The $25,000 pattern day trader minimum is gone as of June 4, 2026. Here's what FINRA actually changed and what it means if you run automated strategies.
The PDT Rule Is Gone. Here’s What Changed Yesterday.
If you’ve ever had to sit out a trade because you were about to hit the four-day-trade limit, that constraint is gone. FINRA’s amendments to Rule 4210 took effect June 4, 2026, eliminating the pattern day trader framework that has restricted retail traders since the early 2000s.
So what does that actually mean for you.
What was eliminated
The pattern day trader rule had two components: a trade count trigger (four or more day trades in five business days earned you a PDT designation) and a minimum equity requirement ($25,000 to maintain a margin account once designated).
Both are gone. There is no longer a PDT designation, no trade count, and no $25,000 floor. The SEC approved FINRA’s proposed amendments on April 14, 2026 (SR-FINRA-2025-017), and FINRA published Regulatory Notice 26-10 on April 20 with a June 4 effective date.
What replaces it
The old rule is replaced by an intraday margin standard. Instead of tracking trade counts, brokers now monitor your account’s intraday margin deficit, the gap between your margin requirement and your account equity at any point during the trading day.
Buying power is calculated dynamically based on the actual risk of your positions, not an arbitrary dollar threshold. Margin accounts with more than $2,000 in equity can day trade without frequency restrictions. If your account runs an intraday deficit, you’ll need to cover it promptly as repeated failures can result in a 90-day restriction on opening new positions.
What this means for automated traders
If you’ve been designing strategies around the PDT constraint, capping trade frequency, holding overnight to avoid a count, or maintaining a separate cash account, those workarounds are no longer necessary.
More practically, automated intraday strategies that were only viable on accounts above $25,000 can now run on smaller ones. The capital barrier to testing a live intraday system just dropped.

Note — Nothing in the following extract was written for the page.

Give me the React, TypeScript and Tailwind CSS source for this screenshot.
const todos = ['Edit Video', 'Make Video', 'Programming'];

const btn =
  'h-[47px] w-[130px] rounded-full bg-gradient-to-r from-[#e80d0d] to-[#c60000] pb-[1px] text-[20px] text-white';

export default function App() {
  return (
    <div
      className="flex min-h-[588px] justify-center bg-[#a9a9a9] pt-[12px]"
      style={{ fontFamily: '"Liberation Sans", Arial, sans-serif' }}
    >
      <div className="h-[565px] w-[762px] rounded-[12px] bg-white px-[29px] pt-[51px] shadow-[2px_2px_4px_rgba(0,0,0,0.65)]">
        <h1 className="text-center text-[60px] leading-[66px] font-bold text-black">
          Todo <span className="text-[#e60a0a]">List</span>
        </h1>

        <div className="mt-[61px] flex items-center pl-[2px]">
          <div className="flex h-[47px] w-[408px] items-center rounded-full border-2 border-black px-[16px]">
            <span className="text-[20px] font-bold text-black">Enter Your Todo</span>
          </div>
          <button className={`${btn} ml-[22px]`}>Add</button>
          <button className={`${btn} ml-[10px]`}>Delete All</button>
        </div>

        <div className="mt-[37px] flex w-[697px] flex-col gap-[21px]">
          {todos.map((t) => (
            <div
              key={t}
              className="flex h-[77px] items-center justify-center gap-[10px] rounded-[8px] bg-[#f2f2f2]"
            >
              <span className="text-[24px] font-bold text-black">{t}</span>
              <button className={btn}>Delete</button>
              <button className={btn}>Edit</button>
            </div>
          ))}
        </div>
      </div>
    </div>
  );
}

The tradeoff: margin discipline becomes more important, not less. The old rule was blunt, it stopped you from trading. The new rule lets you trade freely, but it will penalize you if your intraday margin exposure gets out of hand. If you’re running an automated system, your position sizing and risk settings need to be dialed in before you let it loose.

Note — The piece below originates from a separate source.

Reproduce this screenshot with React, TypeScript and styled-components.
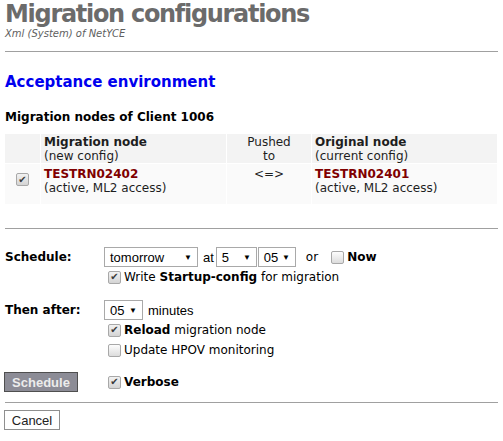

Check your broker before you change anything
The rule is live as of June 4, but brokers have until October 20, 2027 to fully implement it. Some have already moved: Alpaca, Tradier, and Webull updated on June 4, Charles Schwab is scheduled for June 8. Others will take longer.
Before you remove any PDT guardrails from your strategy or automation, confirm that your broker has actually switched over to the new framework. For RelayDesk users today, all integrated brokers support the new framework. A strategy designed for the new rules running on a platform still enforcing the old ones will run into problems fast.
The bottom line
The $25,000 floor is gone, and with it the trade count that shaped how retail traders approached intraday strategies for the past two decades. The new framework is more flexible, but it shifts the responsibility for margin management onto you.

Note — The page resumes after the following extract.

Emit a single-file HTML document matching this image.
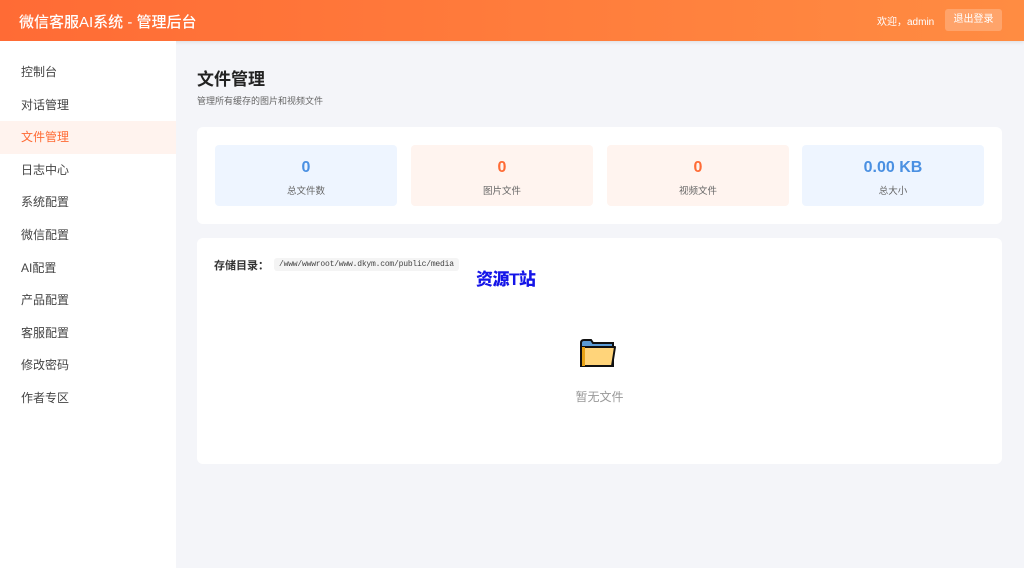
<!DOCTYPE html>
<html><head><meta charset="utf-8"><style>
*{margin:0;padding:0;box-sizing:border-box}
body{width:1024px;height:568px;overflow:hidden;background:#f4f5f9;font-family:"Liberation Sans","Noto Sans CJK SC",sans-serif;position:relative}
.hdr{position:absolute;left:0;top:0;width:1024px;height:41px;background:linear-gradient(90deg,#ff6b35,#ff8c42);color:#fff;box-shadow:0 1px 4px rgba(0,0,0,.1)}
.hdr .t{position:absolute;left:19px;top:11px;font-size:15px;font-weight:500}
.hdr .w{position:absolute;left:877px;top:13px;font-size:10px}
.hdr .b{position:absolute;left:945px;top:9px;width:57px;height:22px;background:rgba(255,255,255,.22);border-radius:3px;font-size:10px;text-align:center;line-height:22px}
.side{position:absolute;left:0;top:41px;width:176px;height:527px;background:#fff}
.side div{height:32.6px;line-height:32.6px;padding-left:21px;font-size:12px;color:#444}
.side div.a{background:#fff3ee;color:#ff6b35}
h1{position:absolute;left:197px;top:65px;font-size:17px;color:#222}
.sub{position:absolute;left:197px;top:94px;font-size:9px;color:#666}
.card{position:absolute;left:197px;background:#fff;border-radius:6px;width:805px}
.st{position:absolute;top:18px;width:182px;height:61px;border-radius:4px;text-align:center}
.st b{display:block;margin-top:14px;font-size:16px}
.st span{display:block;margin-top:6px;font-size:9.5px;color:#666}
.blue{background:#eef5ff}.blue b{color:#4a90e2}
.or{background:#fff4ef}.or b{color:#ff6b35}
</style></head><body>
<div class="hdr"><div class="t">微信客服AI系统 - 管理后台</div><div class="w">欢迎，admin</div><div class="b">退出登录</div></div>
<div class="side" style="padding-top:15px"><div>控制台</div><div>对话管理</div><div class="a">文件管理</div><div>日志中心</div><div>系统配置</div><div>微信配置</div><div>AI配置</div><div>产品配置</div><div>客服配置</div><div>修改密码</div><div>作者专区</div></div>
<h1>文件管理</h1><div class="sub">管理所有缓存的图片和视频文件</div>
<div class="card" style="top:127px;height:97px">
<div class="st blue" style="left:18px"><b>0</b><span>总文件数</span></div>
<div class="st or" style="left:214px"><b>0</b><span>图片文件</span></div>
<div class="st or" style="left:410px"><b>0</b><span>视频文件</span></div>
<div class="st blue" style="left:605px"><b>0.00 KB</b><span>总大小</span></div>
</div>
<div class="card" style="top:238px;height:226px">
<div style="position:absolute;left:17px;top:19px;font-size:11px;font-weight:bold;color:#333">存储目录：</div>
<div style="position:absolute;left:77px;top:20px;background:#f4f4f4;border-radius:3px;padding:2px 5px;font-family:'Liberation Mono',monospace;font-size:8px;letter-spacing:-0.2px;color:#444">/www/wwwroot/www.dkym.com/public/media</div>
<div style="position:absolute;left:279px;top:27px;font-size:17px;font-weight:900;color:#1515e8;letter-spacing:-0.5px">资源T站</div>
<svg style="position:absolute;left:382px;top:100px" width="40" height="32" viewBox="0 0 40 32"><path d="M2 5q0-3 3-3h7l2 3h20v23H2z" fill="#5b9bd5" stroke="#111" stroke-width="2"/><path d="M2 28V9h34l-3 19z" fill="#ffd47a" stroke="#111" stroke-width="2" stroke-linejoin="round"/><path d="M3 28V9h3v19z" fill="#e8a317"/></svg>
<div style="position:absolute;left:0;width:805px;top:150px;text-align:center;font-size:12px;color:#999">暂无文件</div>
</div>
</body></html>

If you’re running automated strategies, now is a good time to review your position sizing rules and risk settings, not because you have to, but because the old constraints that may have been doing some of that work for you are no longer there.
Broker implementation timelines vary
FINRA's rule change is effective, but brokers have until October 20, 2027 to fully adopt the new intraday margin framework. Always confirm how your specific broker is handling day trading and margin before changing your automation or risk limits.